Pictures in the entries below are to be left out; otherwise, reproduce exactly the lines from the first through the line containing "import React from".

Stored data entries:
+++
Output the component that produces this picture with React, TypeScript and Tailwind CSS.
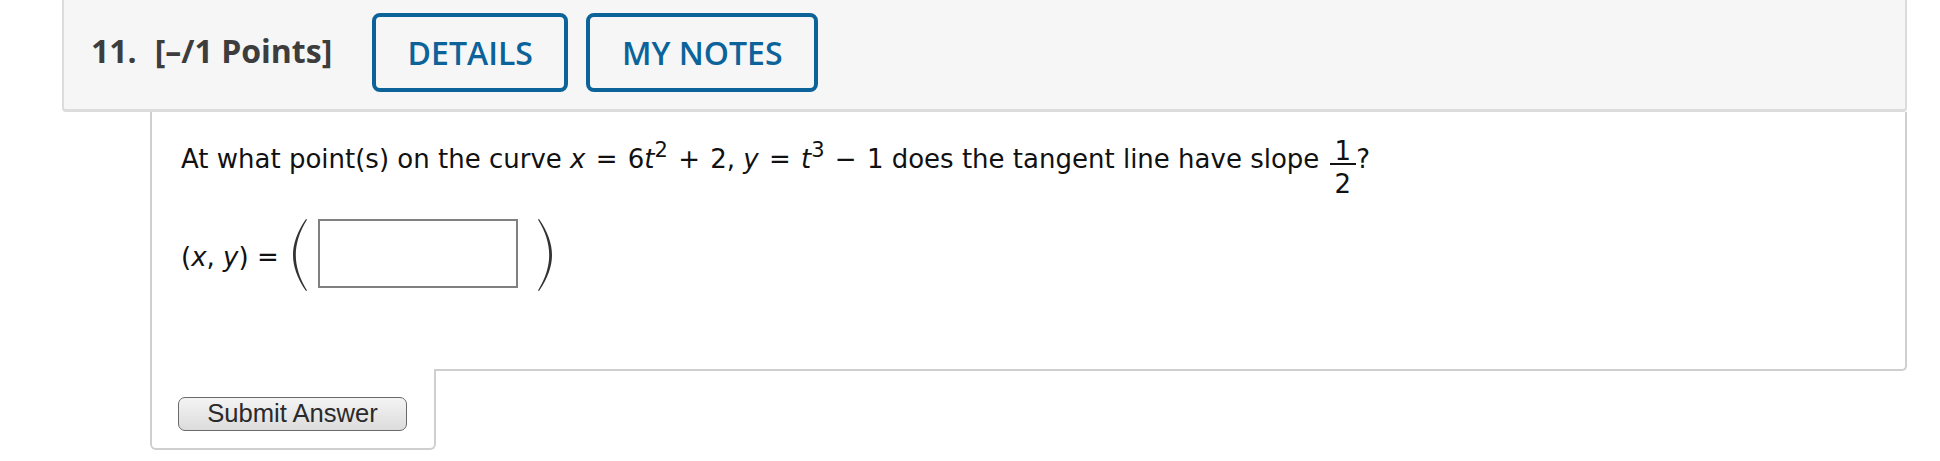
import React from "react";

function ParenL() {
  return (
    <svg width="16" height="74" viewBox="0 0 16 74" className="block">
      <path
        d="M14 1 C5 14 1 26 1 37 C1 48 5 60 14 73 L15 72.4 C7.3 60 3.8 48 3.8 37 C3.8 26 7.3 14 15 1.6 Z"
        fill="#333"
      />
    </svg>
  );
}

function ParenR() {
  return (
    <svg width="16" height="74" viewBox="0 0 16 74" className="block">
      <path
        d="M2 1 C11 14 15 26 15 37 C15 48 11 60 2 73 L1 72.4 C8.7 60 12.2 48 12.2 37 C12.2 26 8.7 14 1 1.6 Z"
        fill="#333"
      />
    </svg>
  );
}

function Op({ children }: { children: React.ReactNode }) {
  return <span className="mx-[2px]">{children}</span>;
}

export default function App() {
  return (
    <div className="w-[1940px] h-[461px] bg-white overflow-hidden">
      <div className="ml-[62px] w-[1845px]">
        {/* Header */}
        <div className="flex items-start h-[112px] bg-[#f6f6f6] border-l-2 border-r-2 border-b-[3px] border-[#dcdcdc] rounded-b-[4px] pl-[27px] pt-[13px] font-['Open_Sans',sans-serif]">
          <div className="mt-[16px] leading-[44px] text-[32px] font-bold text-[#3d3d3d] whitespace-nowrap">
            <span>11.</span>
            <span className="ml-[18px]">[–/1 Points]</span>
          </div>
          <button className="ml-[40px] w-[196px] h-[79px] flex items-center justify-center border-[4px] border-[#0c6399] rounded-[8px] text-[32px] font-semibold text-[#0c6399] leading-[44px]">
            DETAILS
          </button>
          <button className="ml-[18px] w-[232px] h-[79px] flex items-center justify-center border-[4px] border-[#0c6399] rounded-[8px] text-[32px] font-semibold text-[#0c6399] leading-[44px]">
            MY NOTES
          </button>
        </div>

        {/* Question body */}
        <div className="ml-[88px]">
          <div className="h-[259px] bg-white border-l-2 border-r-2 border-b-2 border-[#cfcfcf] rounded-br-[5px] pl-[29px] pt-[27px] font-['DejaVu_Sans',Verdana,sans-serif] text-[26px] text-[#111] leading-[30px]">
            <p className="whitespace-nowrap">
              At what point(s) on the curve <i>x</i> <Op>=</Op> 6<i>t</i>
              <span className="text-[21px] align-[11px] leading-none">2</span> <Op>+</Op> 2, <i>y</i> <Op>=</Op> <i>t</i>
              <span className="text-[21px] align-[11px] leading-none">3</span> <Op>−</Op> 1 does the tangent line have slope{" "}
              <span className="inline-flex flex-col items-center align-[8px] ml-[2px]">
                <span className="h-[24px] leading-[24px] px-[5px]">1</span>
                <span className="block w-full h-[2px] bg-[#111]"></span>
                <span className="h-[24px] leading-[24px] mt-[7px] px-[5px]">2</span>
              </span>
              ?
            </p>
            <div className="flex items-start mt-[22px]">
              <span className="mt-[24px] leading-[30px] whitespace-nowrap">
                (<i>x</i>, <i>y</i>) =
              </span>
              <div className="ml-[13px]">
                <ParenL />
              </div>
              <div className="ml-[10px] mt-[1px] w-[200px] h-[69px] border-2 border-[#808080] bg-white"></div>
              <div className="ml-[19px]">
                <ParenR />
              </div>
            </div>
          </div>

          {/* Submit tab */}
          <div className="relative -mt-[2px] w-[286px] h-[81px] bg-white border-l-2 border-r-2 border-b-2 border-[#cfcfcf] rounded-b-[6px] pl-[26px] pt-[28px]">
            <button className="w-[229px] h-[34px] flex items-center justify-center rounded-[7px] border-[1.5px] border-[#6a6a6a] bg-gradient-to-b from-[#f4f4f4] to-[#dcdcdc] font-['Liberation_Sans',Arial,sans-serif] text-[25.6px] leading-none text-[#2a2a2a]">
              Submit Answer
            </button>
          </div>
        </div>
      </div>
    </div>
  );
}
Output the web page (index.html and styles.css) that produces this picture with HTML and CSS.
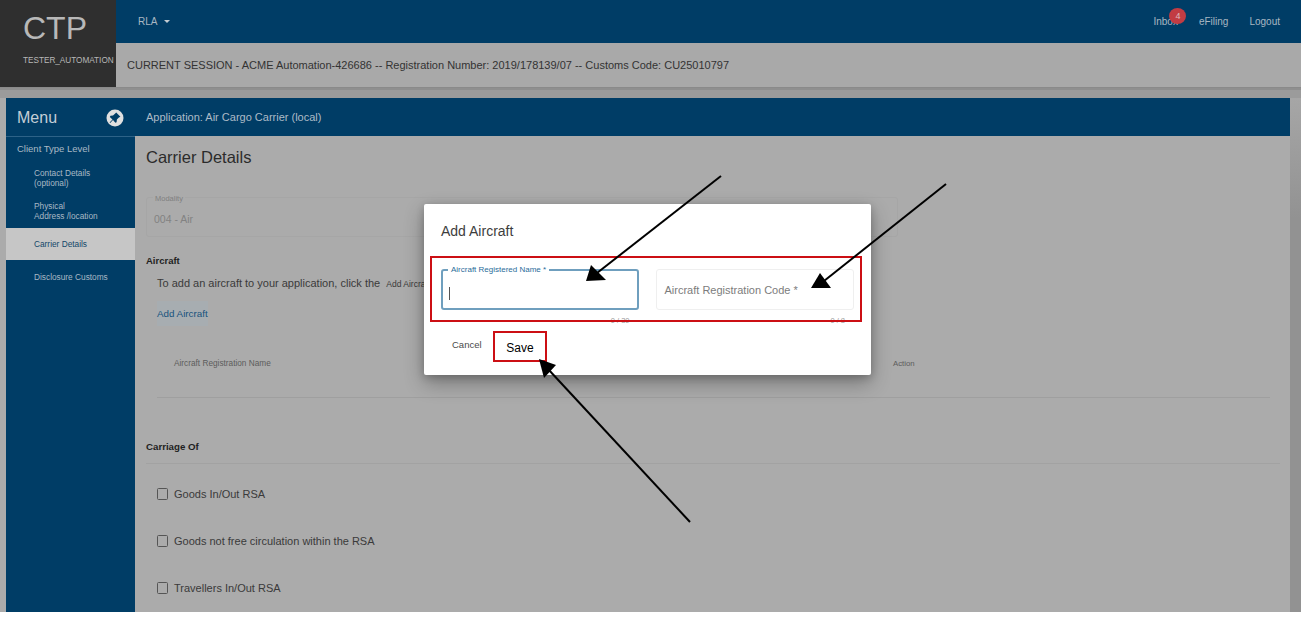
+++
**TASK RESPONSE**:
Output the component that produces this picture with React, TypeScript and Tailwind CSS.
import React from "react";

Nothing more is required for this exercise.